**Data lines**

- - - - - - -

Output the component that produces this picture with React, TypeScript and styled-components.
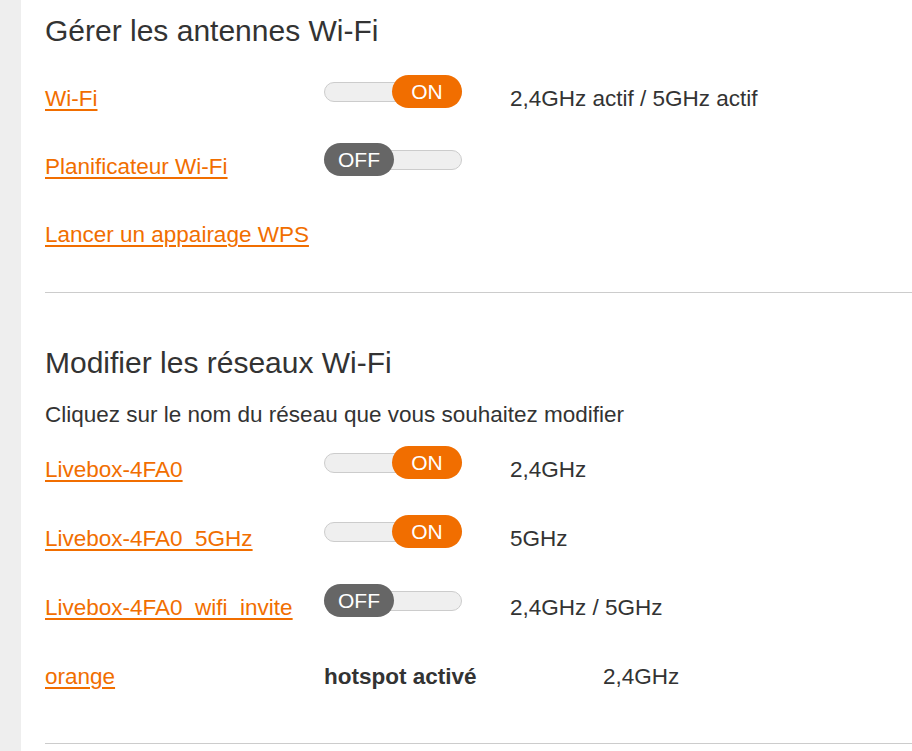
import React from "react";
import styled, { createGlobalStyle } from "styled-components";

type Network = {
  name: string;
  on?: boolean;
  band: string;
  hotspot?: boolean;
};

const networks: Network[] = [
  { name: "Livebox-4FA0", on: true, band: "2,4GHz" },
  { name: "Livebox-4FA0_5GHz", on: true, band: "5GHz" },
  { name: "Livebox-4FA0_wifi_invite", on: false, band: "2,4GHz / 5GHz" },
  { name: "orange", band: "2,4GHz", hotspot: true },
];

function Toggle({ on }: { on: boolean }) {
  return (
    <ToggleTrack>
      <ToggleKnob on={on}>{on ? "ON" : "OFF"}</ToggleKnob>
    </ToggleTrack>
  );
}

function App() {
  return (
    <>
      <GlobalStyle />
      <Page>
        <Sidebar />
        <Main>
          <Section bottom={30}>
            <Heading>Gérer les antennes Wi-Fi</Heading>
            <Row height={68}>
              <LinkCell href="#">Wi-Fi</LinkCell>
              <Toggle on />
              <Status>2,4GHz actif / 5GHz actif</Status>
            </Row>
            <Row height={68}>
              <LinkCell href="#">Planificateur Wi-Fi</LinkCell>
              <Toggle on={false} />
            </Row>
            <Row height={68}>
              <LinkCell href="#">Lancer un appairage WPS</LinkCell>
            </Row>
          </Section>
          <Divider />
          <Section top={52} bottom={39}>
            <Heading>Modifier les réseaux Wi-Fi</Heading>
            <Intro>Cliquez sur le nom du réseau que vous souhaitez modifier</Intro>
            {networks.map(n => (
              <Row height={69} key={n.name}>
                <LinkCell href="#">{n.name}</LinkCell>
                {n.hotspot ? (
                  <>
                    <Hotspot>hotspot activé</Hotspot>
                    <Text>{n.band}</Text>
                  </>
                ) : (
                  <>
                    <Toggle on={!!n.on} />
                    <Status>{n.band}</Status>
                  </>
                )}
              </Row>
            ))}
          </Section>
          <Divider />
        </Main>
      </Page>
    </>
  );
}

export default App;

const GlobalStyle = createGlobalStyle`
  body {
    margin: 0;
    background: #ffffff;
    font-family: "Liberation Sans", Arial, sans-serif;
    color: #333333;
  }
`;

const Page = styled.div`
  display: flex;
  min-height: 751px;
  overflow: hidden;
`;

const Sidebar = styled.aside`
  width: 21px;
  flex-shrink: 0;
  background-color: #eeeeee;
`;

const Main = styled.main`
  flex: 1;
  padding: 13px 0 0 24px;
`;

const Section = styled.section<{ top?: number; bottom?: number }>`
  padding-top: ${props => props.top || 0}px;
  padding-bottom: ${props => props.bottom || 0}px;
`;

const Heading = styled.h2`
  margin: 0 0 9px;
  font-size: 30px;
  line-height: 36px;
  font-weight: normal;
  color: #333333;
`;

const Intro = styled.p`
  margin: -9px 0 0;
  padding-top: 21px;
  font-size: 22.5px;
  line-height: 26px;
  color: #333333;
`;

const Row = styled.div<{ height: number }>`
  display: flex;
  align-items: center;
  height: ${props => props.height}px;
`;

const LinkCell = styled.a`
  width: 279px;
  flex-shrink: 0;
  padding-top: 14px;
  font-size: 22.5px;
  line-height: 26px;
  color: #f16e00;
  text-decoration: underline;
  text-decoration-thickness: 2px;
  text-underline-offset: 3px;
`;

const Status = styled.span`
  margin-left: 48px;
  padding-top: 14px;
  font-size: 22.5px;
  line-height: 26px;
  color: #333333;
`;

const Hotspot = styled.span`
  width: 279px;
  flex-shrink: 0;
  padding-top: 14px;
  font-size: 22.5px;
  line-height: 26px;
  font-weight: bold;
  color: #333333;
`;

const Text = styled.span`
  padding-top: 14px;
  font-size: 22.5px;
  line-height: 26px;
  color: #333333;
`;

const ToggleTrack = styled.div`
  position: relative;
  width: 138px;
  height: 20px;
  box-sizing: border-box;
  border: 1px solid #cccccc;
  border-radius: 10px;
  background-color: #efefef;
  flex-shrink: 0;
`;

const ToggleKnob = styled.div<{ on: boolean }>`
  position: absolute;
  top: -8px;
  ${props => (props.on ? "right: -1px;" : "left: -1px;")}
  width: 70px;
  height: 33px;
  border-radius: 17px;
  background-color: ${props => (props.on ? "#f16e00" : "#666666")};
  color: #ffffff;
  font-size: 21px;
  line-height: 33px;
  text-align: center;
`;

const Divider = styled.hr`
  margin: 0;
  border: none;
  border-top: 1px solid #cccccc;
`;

- - - - - - -

Output the material word for word, omitting its pictures.

Output the component that produces this picture with React, TypeScript and styled-components.
import React from "react";
import styled, { createGlobalStyle } from "styled-components";

type Network = {
  name: string;
  on?: boolean;
  band: string;
  hotspot?: boolean;
};

const networks: Network[] = [
  { name: "Livebox-4FA0", on: true, band: "2,4GHz" },
  { name: "Livebox-4FA0_5GHz", on: true, band: "5GHz" },
  { name: "Livebox-4FA0_wifi_invite", on: false, band: "2,4GHz / 5GHz" },
  { name: "orange", band: "2,4GHz", hotspot: true },
];

function Toggle({ on }: { on: boolean }) {
  return (
    <ToggleTrack>
      <ToggleKnob on={on}>{on ? "ON" : "OFF"}</ToggleKnob>
    </ToggleTrack>
  );
}

function App() {
  return (
    <>
      <GlobalStyle />
      <Page>
        <Sidebar />
        <Main>
          <Section bottom={30}>
            <Heading>Gérer les antennes Wi-Fi</Heading>
            <Row height={68}>
              <LinkCell href="#">Wi-Fi</LinkCell>
              <Toggle on />
              <Status>2,4GHz actif / 5GHz actif</Status>
            </Row>
            <Row height={68}>
              <LinkCell href="#">Planificateur Wi-Fi</LinkCell>
              <Toggle on={false} />
            </Row>
            <Row height={68}>
              <LinkCell href="#">Lancer un appairage WPS</LinkCell>
            </Row>
          </Section>
          <Divider />
          <Section top={52} bottom={39}>
            <Heading>Modifier les réseaux Wi-Fi</Heading>
            <Intro>Cliquez sur le nom du réseau que vous souhaitez modifier</Intro>
            {networks.map(n => (
              <Row height={69} key={n.name}>
                <LinkCell href="#">{n.name}</LinkCell>
                {n.hotspot ? (
                  <>
                    <Hotspot>hotspot activé</Hotspot>
                    <Text>{n.band}</Text>
                  </>
                ) : (
                  <>
                    <Toggle on={!!n.on} />
                    <Status>{n.band}</Status>
                  </>
                )}
              </Row>
            ))}
          </Section>
          <Divider />
        </Main>
      </Page>
    </>
  );
}

export default App;

const GlobalStyle = createGlobalStyle`
  body {
    margin: 0;
    background: #ffffff;
    font-family: "Liberation Sans", Arial, sans-serif;
    color: #333333;
  }
`;

const Page = styled.div`
  display: flex;
  min-height: 751px;
  overflow: hidden;
`;

const Sidebar = styled.aside`
  width: 21px;
  flex-shrink: 0;
  background-color: #eeeeee;
`;

const Main = styled.main`
  flex: 1;
  padding: 13px 0 0 24px;
`;

const Section = styled.section<{ top?: number; bottom?: number }>`
  padding-top: ${props => props.top || 0}px;
  padding-bottom: ${props => props.bottom || 0}px;
`;

const Heading = styled.h2`
  margin: 0 0 9px;
  font-size: 30px;
  line-height: 36px;
  font-weight: normal;
  color: #333333;
`;

const Intro = styled.p`
  margin: -9px 0 0;
  padding-top: 21px;
  font-size: 22.5px;
  line-height: 26px;
  color: #333333;
`;

const Row = styled.div<{ height: number }>`
  display: flex;
  align-items: center;
  height: ${props => props.height}px;
`;

const LinkCell = styled.a`
  width: 279px;
  flex-shrink: 0;
  padding-top: 14px;
  font-size: 22.5px;
  line-height: 26px;
  color: #f16e00;
  text-decoration: underline;
  text-decoration-thickness: 2px;
  text-underline-offset: 3px;
`;

const Status = styled.span`
  margin-left: 48px;
  padding-top: 14px;
  font-size: 22.5px;
  line-height: 26px;
  color: #333333;
`;

const Hotspot = styled.span`
  width: 279px;
  flex-shrink: 0;
  padding-top: 14px;
  font-size: 22.5px;
  line-height: 26px;
  font-weight: bold;
  color: #333333;
`;

const Text = styled.span`
  padding-top: 14px;
  font-size: 22.5px;
  line-height: 26px;
  color: #333333;
`;

const ToggleTrack = styled.div`
  position: relative;
  width: 138px;
  height: 20px;
  box-sizing: border-box;
  border: 1px solid #cccccc;
  border-radius: 10px;
  background-color: #efefef;
  flex-shrink: 0;
`;

const ToggleKnob = styled.div<{ on: boolean }>`
  position: absolute;
  top: -8px;
  ${props => (props.on ? "right: -1px;" : "left: -1px;")}
  width: 70px;
  height: 33px;
  border-radius: 17px;
  background-color: ${props => (props.on ? "#f16e00" : "#666666")};
  color: #ffffff;
  font-size: 21px;
  line-height: 33px;
  text-align: center;
`;

const Divider = styled.hr`
  margin: 0;
  border: none;
  border-top: 1px solid #cccccc;
`;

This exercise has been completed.